Folha - A impressão geral sobre aquele dia é que os heróis foram apenas a polícia e os bombeiros. O sr. acredita que o livro mude isso?
Flynn -
Haverá sempre uma inclinação natural para admirar quem não precisava estar lá, mas acabou entrando para ajudar. A questão é que as histórias das outras pessoas acabaram trancadas nas torres pelo fato de muitos dos heróis terem morrido. Veja o caso de Frank de Martini: sabíamos que ele tinha resgatado algumas pessoas, mas não imaginávamos que fossem tantas, pois elas não sabiam quem ele era. Só quando mostramos fotos ou descrevemos suas roupas, elas o identificaram como quem as salvou. Só ao ligar os pontos que se chega a histórias incríveis de heroísmo civil.

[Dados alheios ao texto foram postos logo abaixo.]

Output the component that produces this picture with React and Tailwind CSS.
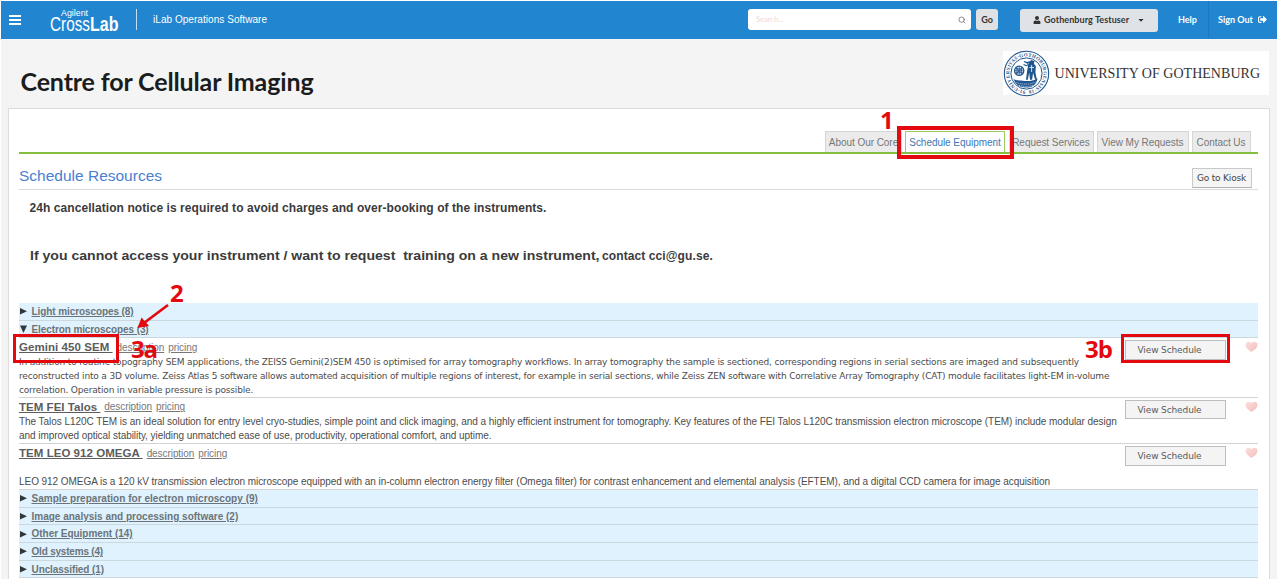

Folha - Sem entrar no mérito do governo federal, o sr. crê que algo poderia ter reduzido as perdas?
Flynn -
Não me sinto confortável calculando quantas pessoas menos poderiam ter morrido, mas tenho certeza que há coisas que poderíamos ter feito naquele dia -e que deveríamos fazer no futuro- que poderiam ter aumentado o índice de sobreviventes. Uma delas é criar um sistema pelo qual os telefonistas da emergência tenham informações atualizadas sobre o fato, para que possam orientar seus interlocutores. Hoje sabemos que, na Torre Sul, a escadaria A estava aberta enquanto as outras estavam bloqueadas. Se os telefonistas soubessem, eles poderiam ter encaminhado para lá quem ligava. Já no caso dos bombeiros, a questão foi os rádios. Se o sistema tivesse sido ajustado de forma diferente, mais bombeiros teriam sobrevivido. Alguns descobriram a ordem de retirada tarde demais. E, até hoje, polícia e bombeiros não têm rádios que falem um com o outro. Muitos policiais e bombeiros acham que teria sido útil se, naquele dia, pudessem falar entre si.

Folha - O sr. acha que os ataques foram usados politicamente?
Flynn -
Não sou especialista em Washington, mas o [ex-]prefeito [Rudolph] Giulianni, em muitos sentidos, fez um trabalho incrível. Nos dias imediatamente após o 11 de Setembro, mostrou-se sólido e trabalhou muitas horas para reconfortar as pessoas. Mas, no decorrer dos meses, seu governo se esforçou para mostrar problemas que ficaram óbvios naquele dia como menos importantes.